Archer made his final Broadway appearance in 1950, playing leading man to Edna Best in Captain Brassbound's Conversion. "I always enjoyed the theatre," confessed the actor recently. "Any actor who has worked in the theatre successfully will say there's nothing like it. There's excitement because you are there, and you just feel when the audience is with you and when they are not. I never cared much for live television because of the lack of rehearsal time, but I enjoyed radio tremendously."
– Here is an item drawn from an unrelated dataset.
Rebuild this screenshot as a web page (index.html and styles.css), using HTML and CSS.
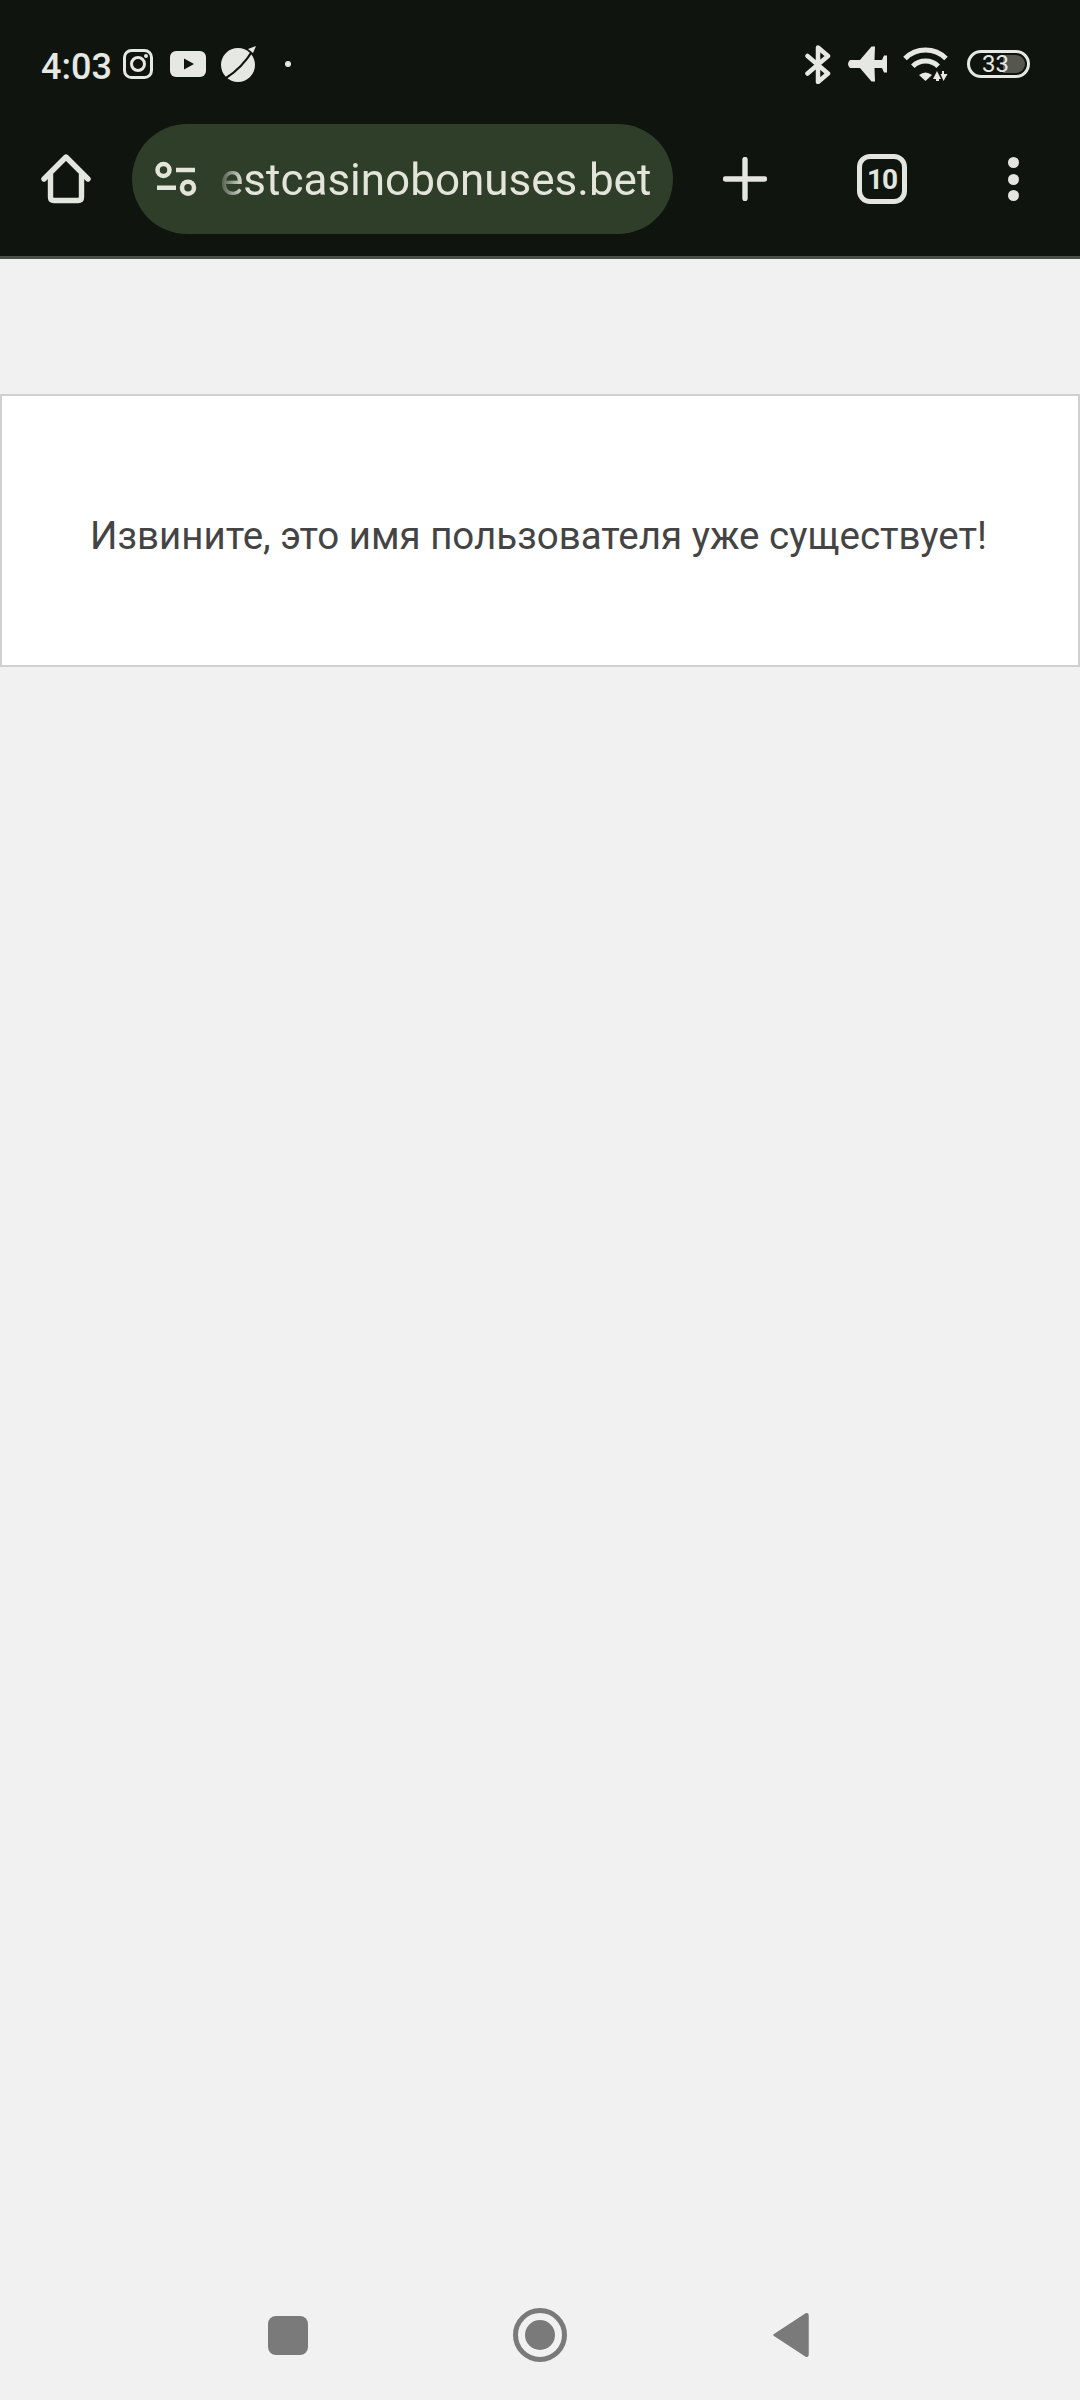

Archer's subsequent films included High Lonesome (1950), Best of the Badmen (1951, one of his favourite roles, as a villain), The Big Trees (1952), Rock Around The Clock (1956) and Blue Hawaii (1963) with Elvis Presley. "You wouldn't think so," commented Archer, "but Elvis Presley was a very profound young man in those days. He was a very gentle man, and I enjoyed working with him."

Archer's television work included roles in Science-Fiction Theatre, Bonanza, The Twilight Zone (in the classic episode Will The Real Martian Please Stand Up), and the mini-series Rich Man, Poor Man, but in 1968 he went into the trucking business with his brother. "I didn't give show business up, it gave me up. I had a nice career and I felt that I should move along, though I still miss acting." In recent years, he had been a regular attendee at radio conventions, and just four years ago I saw him perform an episode from The Shadow at a convention in New Jersey.

Divorced from Lord in 1953, he dated the actress Mari Blanchard for a while, but in 1956 married the radio actress Ann Leddy, who survives him. "I've enjoyed my career," he stated recently, "though I maybe made some wrong decisions in accepting one play over another. But I've been successful, and first things come first, and that is to take care of yourself and your family."

Ralph Bowen (John Archer), actor: born Osceola, Nebraska 8 May 1915; married 1941 Marjorie Lord (one son, one daughter; marriage dissolved 1953), 1956 Ann Leddy (one son, one daughter); died Richmond, Washington 5 December 1999.